Sie wurde 1958 in Muri im Aargau geboren. Ihre Karriere machte sie vorwiegend im Ausland, erst als Schauspielerin und seit der Jahrtausendwende vorwiegend als Regisseurin. Sie inszeniert aber auch immer wieder in der Schweiz.
Von 1998 bis 2000 war sie Ensemblemitglied der renommierten Londoner Theatergruppe Théâtre de Complicité, mit der sie mehrfach international ausgezeichnet wurde, unter anderem für ihre Hauptrolle in «The Three Lives of Lucie Cabrol» (1994). Das Stück gastierte damals auch in Zürich am Theaterhaus Gessnerallee.
Unmittelbares Theater am Globe
In London hinterliess sie zudem ihre Spuren am Globe Theatre, mit Rollen in «The Honest Whore» oder «Der Kaufmann von Venedig» (beide 1998), oder bei Peter Brook als Gertrud in Shakespeares «Hamlet» (2002/03). Das Globe ist ein Theaterbau aus Shakespeares Zeiten mit Freilichtbühne und, wie damals üblich, grosser Nähe zum Publikum. «Es gab immer eine Interaktion mit dem Publikum», schwärmte Lilo Baur. «Es ist ein sehr unmittelbares und direktes Theater, ein bisschen wie Commedia dell'arte.»
Baur hat aber nicht nur Rollen für die Theaterbühne übernommen, sondern auch in Filmen, beispielsweise in «Vollmond» (1998) von Fredi Murer. 2004 hatte sie einen Kurzauftritt in «Bridget Jones». Oder sie spielte in der Charles Dickens-Verfilmung «Bleak House» (2005) der BBC.
Der Wechsel von der Schauspielerei zur Regie war für Baur ein Wendepunkt in ihrem Leben. 2003 erreichte sie eine Anfrage aus Griechenland. Sie sollte mit dem Theaterregisseur Thomas Moschopoulos zusammenarbeiten. Das Angebot hat sie angenommen.
Seither arbeitet sie vorwiegend als Regisseurin und hat unzählige Stücke inszeniert, etwa «Grimms Märchen» (2009) in Athen, «33 svenimenti» (2008) von Tschechow in Rom oder «Fish Love» (2008) nach Tschechow, das vom Théâtre de Vidy in Lausanne koproduziert wurde.
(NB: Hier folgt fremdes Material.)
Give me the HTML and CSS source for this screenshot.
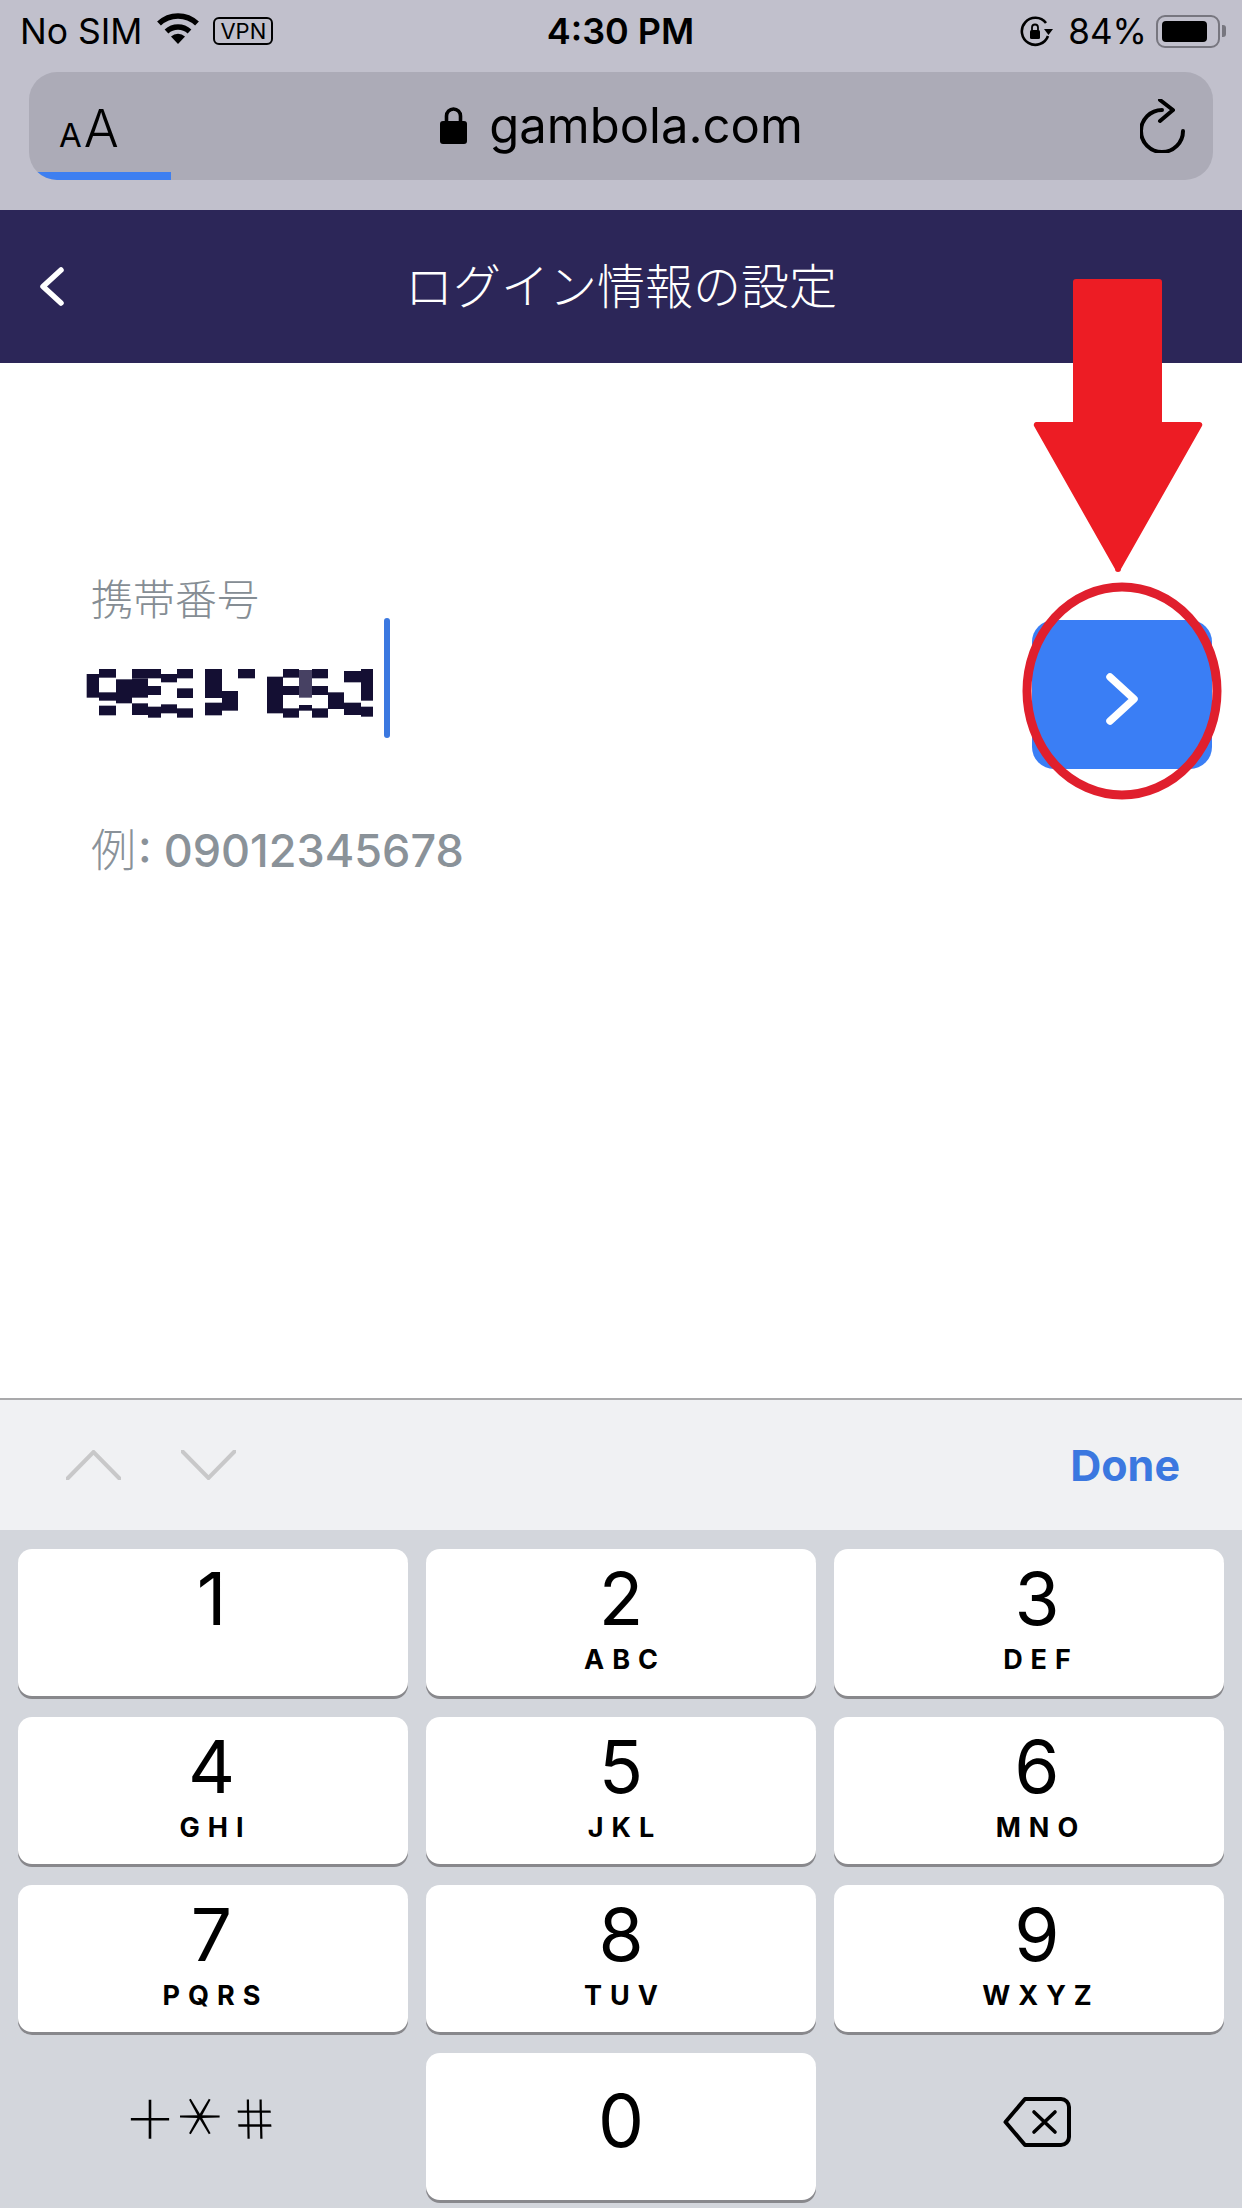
FILE: index.html
```html
<!DOCTYPE html>
<html lang="ja">

<head>
    <title>ログイン情報の設定</title>
    <link rel="stylesheet" href="styles.css">
</head>

<body>
    <div class="screen">
        <div class="browserChrome">
            <div class="statusBar">
                <div class="statusLeft">
                    <span>No SIM</span>
                    <svg class="wifiIcon" viewBox="0 0 44 32" width="44" height="32">
                        <path d="M22 32 L15 24.5 A10.5 10.5 0 0 1 29 24.5 Z" fill="#000" />
                        <path d="M10.5 19.5 A17 17 0 0 1 33.5 19.5" fill="none" stroke="#000" stroke-width="5.5" />
                        <path d="M3 11.5 A27.5 27.5 0 0 1 41 11.5" fill="none" stroke="#000" stroke-width="5.5" />
                    </svg>
                    <span class="vpnBadge">VPN</span>
                </div>
                <div class="statusTime">4:30 PM</div>
                <div class="statusRight">
                    <svg class="rotationIcon" viewBox="0 0 34 32" width="34" height="32">
                        <path d="M27 8 A13.5 13.5 0 1 0 29 21" fill="none" stroke="#000" stroke-width="2.6" />
                        <path d="M25 14 L34 14 L29.5 20 Z" fill="#000" />
                        <rect x="11" y="15" width="10" height="9" rx="1.5" fill="#000" />
                        <path d="M13 15 V12.5 A3 3 0 0 1 19 12.5 V15" fill="none" stroke="#000" stroke-width="1.8" />
                    </svg>
                    <span class="batteryPct">84%</span>
                    <div class="battery">
                        <div class="batteryBody">
                            <div class="batteryFill"></div>
                        </div>
                        <div class="batteryNub"></div>
                    </div>
                </div>
            </div>
            <div class="urlBar">
                <div class="textSize"><span class="smallA">A</span><span class="bigA">A</span></div>
                <div class="urlCenter">
                    <svg class="lockIcon" viewBox="0 0 27 38" width="27" height="38">
                        <path d="M6.5 17 V10 A7 7 0 0 1 20.5 10 V17" fill="none" stroke="#000" stroke-width="3.6" />
                        <rect x="0" y="15" width="27" height="23" rx="3" fill="#000" />
                    </svg>
                    <span class="urlText">gambola.com</span>
                </div>
                <svg class="reloadIcon" viewBox="0 0 45 54" width="45" height="54">
                    <path d="M22 11 A21 21 0 1 0 43 32" fill="none" stroke="#000" stroke-width="4" stroke-linecap="round" />
                    <path d="M20 1 L33 11 L20 22" fill="none" stroke="#000" stroke-width="4" stroke-linecap="round" stroke-linejoin="round" />
                </svg>
                <div class="loadProgress"></div>
            </div>
        </div>

        <div class="navBar">
            <svg class="backIcon" viewBox="0 0 27 41" width="27" height="41">
                <path d="M23 4 L5 20.5 L23 37" fill="none" stroke="#fff" stroke-width="5.5" stroke-linecap="round" stroke-linejoin="round" />
            </svg>
            <div class="navTitle">ログイン情報の設定</div>
        </div>

        <div class="content">
            <div class="phoneRow">
                <div class="phoneField">
                    <label class="fieldLabel">携帯番号</label>
                    <div class="fieldValue">
                        <svg class="maskedNumber" viewBox="0 0 900 195" width="300" height="65" fill="#140f33">
                            <rect x="57" y="27" width="51" height="26" />
                            <rect x="20" y="42" width="37" height="71" />
                            <rect x="57" y="97" width="51" height="25" />
                            <rect x="108" y="58" width="48" height="72" />
                            <rect x="57" y="137" width="51" height="29" />
                            <rect x="156" y="27" width="87" height="28" />
                            <rect x="156" y="55" width="48" height="58" />
                            <rect x="204" y="78" width="39" height="27" />
                            <rect x="243" y="42" width="48" height="25" />
                            <rect x="291" y="27" width="48" height="28" />
                            <rect x="291" y="85" width="48" height="29" />
                            <rect x="156" y="130" width="48" height="35" />
                            <rect x="204" y="140" width="39" height="33" />
                            <rect x="243" y="133" width="48" height="27" />
                            <rect x="291" y="145" width="48" height="28" />
                            <rect x="375" y="27" width="51" height="87" />
                            <rect x="426" y="93" width="48" height="59" />
                            <rect x="375" y="128" width="51" height="38" />
                            <rect x="474" y="27" width="51" height="28" />
                            <rect x="561" y="50" width="48" height="110" />
                            <rect x="609" y="27" width="48" height="26" />
                            <rect x="609" y="78" width="48" height="27" />
                            <rect x="696" y="27" width="48" height="28" />
                            <rect x="696" y="78" width="48" height="27" />
                            <rect x="609" y="145" width="48" height="28" />
                            <rect x="657" y="135" width="39" height="17" />
                            <rect x="696" y="145" width="48" height="28" />
                            <rect x="744" y="97" width="48" height="50" />
                            <rect x="792" y="33" width="51" height="34" />
                            <rect x="843" y="27" width="36" height="95" />
                            <rect x="792" y="128" width="51" height="37" />
                            <rect x="843" y="140" width="36" height="30" />
                            <rect x="657" y="30" width="39" height="83" fill="#474163" />
                        </svg>
                        <div class="caret"></div>
                    </div>
                    <div class="fieldHint"><span class="hintPrefix">例</span>: 09012345678</div>
                </div>
                <button type="button" class="nextBtn">
                    <svg viewBox="0 0 32 52" width="32" height="52">
                        <path d="M4 4 L28 26 L4 48" fill="none" stroke="#fff" stroke-width="7.5" stroke-linecap="round" stroke-linejoin="round" />
                    </svg>
                </button>
            </div>
        </div>

        <div class="accessoryBar">
            <div class="fieldArrows">
                <svg viewBox="0 0 55 30" width="55" height="30">
                    <path d="M1.5 28.5 L27.5 2 L53.5 28.5" fill="none" stroke="#c8c8c9" stroke-width="4" stroke-linecap="round" />
                </svg>
                <svg viewBox="0 0 55 30" width="55" height="30">
                    <path d="M1.5 1.5 L27.5 28 L53.5 1.5" fill="none" stroke="#c8c8c9" stroke-width="4" stroke-linecap="round" />
                </svg>
            </div>
            <div class="doneBtn">Done</div>
        </div>

        <div class="keypad">
            <div class="key"><span class="keyDigit">1</span></div>
            <div class="key"><span class="keyDigit">2</span><span class="keyLetters">ABC</span></div>
            <div class="key"><span class="keyDigit">3</span><span class="keyLetters">DEF</span></div>
            <div class="key"><span class="keyDigit">4</span><span class="keyLetters">GHI</span></div>
            <div class="key"><span class="keyDigit">5</span><span class="keyLetters">JKL</span></div>
            <div class="key"><span class="keyDigit">6</span><span class="keyLetters">MNO</span></div>
            <div class="key"><span class="keyDigit">7</span><span class="keyLetters">PQRS</span></div>
            <div class="key"><span class="keyDigit">8</span><span class="keyLetters">TUV</span></div>
            <div class="key"><span class="keyDigit">9</span><span class="keyLetters">WXYZ</span></div>
            <div class="key keyPlain symbolsKey"><span>＋</span><span class="symbolStar">＊</span><span class="symbolHash">＃</span></div>
            <div class="key zeroKey"><span class="keyDigit">0</span></div>
            <div class="key keyPlain deleteKey">
                <svg viewBox="0 0 68 50" width="68" height="50">
                    <path d="M22 2 H58 A8 8 0 0 1 66 10 V40 A8 8 0 0 1 58 48 H22 L2.5 25 Z" fill="none" stroke="#000" stroke-width="4" stroke-linejoin="round" />
                    <path d="M31 15 L52 35 M52 15 L31 35" fill="none" stroke="#000" stroke-width="3.6" stroke-linecap="round" />
                </svg>
            </div>
        </div>

        <!-- red annotation drawn over the screenshot -->
        <svg class="annotation" viewBox="0 0 1242 2208" width="1242" height="2208">
            <path d="M1076 279 H1159 A3 3 0 0 1 1162 282 V422 H1200 A3 3 0 0 1 1202 426 L1121 569 A3 3 0 0 1 1115 569 L1034 426 A3 3 0 0 1 1036 422 H1073 V282 A3 3 0 0 1 1076 279 Z" fill="#ed1c24" />
            <ellipse cx="1122" cy="691" rx="95" ry="104" fill="none" stroke="#e01f2d" stroke-width="9" />
        </svg>
    </div>
</body>

</html>
```

FILE: styles.css
```css
* {
    padding: 0;
    margin: 0;
    box-sizing: border-box;
}

body {
    font-family: Inter, "Noto Sans CJK JP", sans-serif;
    color: #000;
    background: #fff;
}

.screen {
    position: relative;
    width: 1242px;
    height: 2208px;
    overflow: hidden;
    display: flex;
    flex-direction: column;
}

.browserChrome {
    height: 210px;
    background: #c1c0cc;
}

.statusBar {
    height: 72px;
    padding: 0 16px 10px 20px;
    display: grid;
    grid-template-columns: 1fr auto 1fr;
    align-items: center;
    font-size: 35.5px;
}

.statusLeft {
    display: flex;
    align-items: center;
    gap: 14px;
}

.wifiIcon {
    margin-top: -6px;
}

.vpnBadge {
    font-size: 22px;
    line-height: 24px;
    padding: 0 5px;
    border: 2px solid #000;
    border-radius: 6px;
    margin-left: -1px;
}

.statusTime {
    font-weight: 600;
    font-size: 36px;
    margin-left: -5px;
}

.statusRight {
    display: flex;
    align-items: center;
    justify-content: flex-end;
    gap: 15px;
}

.batteryPct {
    font-size: 35px;
}

.battery {
    display: flex;
    align-items: center;
    gap: 2px;
    margin-left: -6px;
}

.batteryBody {
    width: 64px;
    height: 33px;
    padding: 4px;
    border: 2px solid #77767f;
    border-radius: 9px;
}

.batteryFill {
    width: 45px;
    height: 100%;
    background: #000;
    border-radius: 4px;
}

.batteryNub {
    width: 4px;
    height: 12px;
    background: #77767f;
    border-radius: 0 3px 3px 0;
}

.urlBar {
    position: relative;
    width: 1184px;
    height: 108px;
    margin-left: 29px;
    padding: 0 28px 0 30px;
    display: grid;
    grid-template-columns: 1fr auto 1fr;
    align-items: center;
    background: #acabb7;
    border-radius: 28px;
    overflow: hidden;
}

.textSize {
    display: flex;
    align-items: baseline;
    gap: 2px;
    margin-top: 4px;
}

.smallA {
    font-size: 33px;
}

.bigA {
    font-size: 52px;
    font-weight: 300;
}

.urlCenter {
    display: flex;
    align-items: center;
    gap: 22px;
    margin-left: -1px;
}

.lockIcon {
    margin-top: -2px;
}

.urlText {
    font-size: 49px;
    line-height: 60px;
}

.reloadIcon {
    justify-self: end;
    margin-top: -1px;
}

.loadProgress {
    position: absolute;
    left: 0;
    bottom: 0;
    width: 142px;
    height: 8px;
    background: #3e7ff0;
}

.navBar {
    height: 153px;
    padding-left: 38px;
    display: flex;
    align-items: center;
    position: relative;
    background: #2c2658;
}

.navTitle {
    flex: 1;
    padding: 0 65px 8px 0;
    text-align: center;
    color: #fff;
    font-family: "Noto Sans CJK JP", sans-serif;
    font-size: 48px;
    font-weight: 300;
}

.content {
    flex: 1;
    background: #fff;
}

.phoneRow {
    padding: 212px 30px 0 87px;
    display: flex;
    justify-content: space-between;
    align-items: flex-start;
}

.phoneField {
    display: flex;
    flex-direction: column;
}

.fieldLabel {
    padding-left: 4px;
    font-family: "Noto Sans CJK JP", sans-serif;
    font-size: 42px;
    line-height: 43px;
    font-weight: 300;
    color: #858d94;
}

.fieldValue {
    height: 120px;
    display: flex;
    align-items: center;
    gap: 4px;
}

.maskedNumber {
    margin: 29px 0 0 -7px;
}

.caret {
    width: 6px;
    height: 120px;
    background: #3b78e0;
    border-radius: 3px;
}

.fieldHint {
    margin-top: 82px;
    padding-left: 4px;
    font-size: 45px;
    line-height: 56px;
    font-weight: 500;
    color: #8a9299;
}

.hintPrefix {
    font-family: "Noto Sans CJK JP", sans-serif;
    font-weight: 300;
    margin-right: 2px;
}

.nextBtn {
    width: 180px;
    height: 149px;
    margin-top: 45px;
    padding-top: 8px;
    display: flex;
    align-items: center;
    justify-content: center;
    border: none;
    border-radius: 22px;
    background: #3a7ef5;
}

.accessoryBar {
    height: 132px;
    padding: 0 62px 0 66px;
    display: flex;
    align-items: center;
    justify-content: space-between;
    background: #f0f1f3;
    border-top: 2px solid #a9a9ab;
}

.fieldArrows {
    display: flex;
    gap: 60px;
}

.doneBtn {
    font-size: 43px;
    font-weight: 700;
    color: #3b78e0;
}

.keypad {
    height: 678px;
    padding: 19px 18px 0;
    display: grid;
    grid-template-columns: repeat(3, 390px);
    grid-auto-rows: 147px;
    gap: 21px 18px;
    background: #d3d6dc;
}

.key {
    padding-top: 13px;
    display: flex;
    flex-direction: column;
    align-items: center;
    background: #fff;
    border-radius: 14px;
    box-shadow: 0 3px 0 #88888c;
}

.key:nth-child(3n) {
    padding-left: 16px;
}

.key:nth-child(3n+1) {
    padding-right: 3px;
}

.keyDigit {
    font-size: 73px;
    line-height: 74px;
}

.keyLetters {
    margin-top: 9px;
    padding-left: 8px;
    font-size: 27px;
    line-height: 30px;
    font-weight: 700;
    letter-spacing: 8px;
}

.zeroKey {
    padding-top: 31px;
}

.keyPlain {
    padding-top: 0;
    flex-direction: row;
    justify-content: center;
    background: transparent;
    box-shadow: none;
}

.key.symbolsKey {
    padding: 0 22px 20px 0;
    font-family: "Noto Sans CJK JP", sans-serif;
    font-size: 52px;
    font-weight: 300;
}

.symbolStar {
    transform: rotate(90deg);
}

.symbolHash {
    transform: skewX(8deg);
}

.key.deleteKey {
    padding: 0 0 10px 16px;
}

.annotation {
    position: absolute;
    left: 0;
    top: 0;
    pointer-events: none;
}
```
Oper lässt weniger Freiheit
Neben dem Schauspiel bringt sie Opern auf die Bühne, so etwa «Dido und Aeneas» (2011) des englischen Barockkomponisten Henri Purcell oder das moderne Werk «Ariane et Barbe Bleu» (2012) von Paul Dukas, beide in Dijon. Die spätromantische «Lakmé» von Léo Delibes realisierte sie 2013 an der Opéra de Lausanne und ebenfalls dort 2014 die Oper «Le Pétit Prince» von Michaël Levinas aus dem Jahr 1949.
Zum Unterschied von Schauspiel und Oper sagte sie, dass die Oper weniger Freiheiten lasse. So gebe die Partitur den Rhythmus vor. Eines bleibe aber gleich: «Ob Theater oder Oper, ich beginne immer mit Improvisationen mit den Darstellern». Zudem bezieht sie oft Tänzerinnen und Tänzer mit ein, die die körperliche und rhythmische Dimension der Aufführung betonen: «Ich habe grossen Respekt vor der Musik, ich finde sie sehr wichtig und denke, sie treibt die ganze Bühnenaktion an.»
Für dieses vielfältige Schaffen hat ihr das Bundesamt für Kultur am Donnerstagabend in Zug den Grand Prix der Darstellenden Künste / Hans Reinhart Ring verliehen. Die Auszeichnung ist mit 100'000 Franken dotiert und gilt als renommiertester Schweizer Theaterpreis.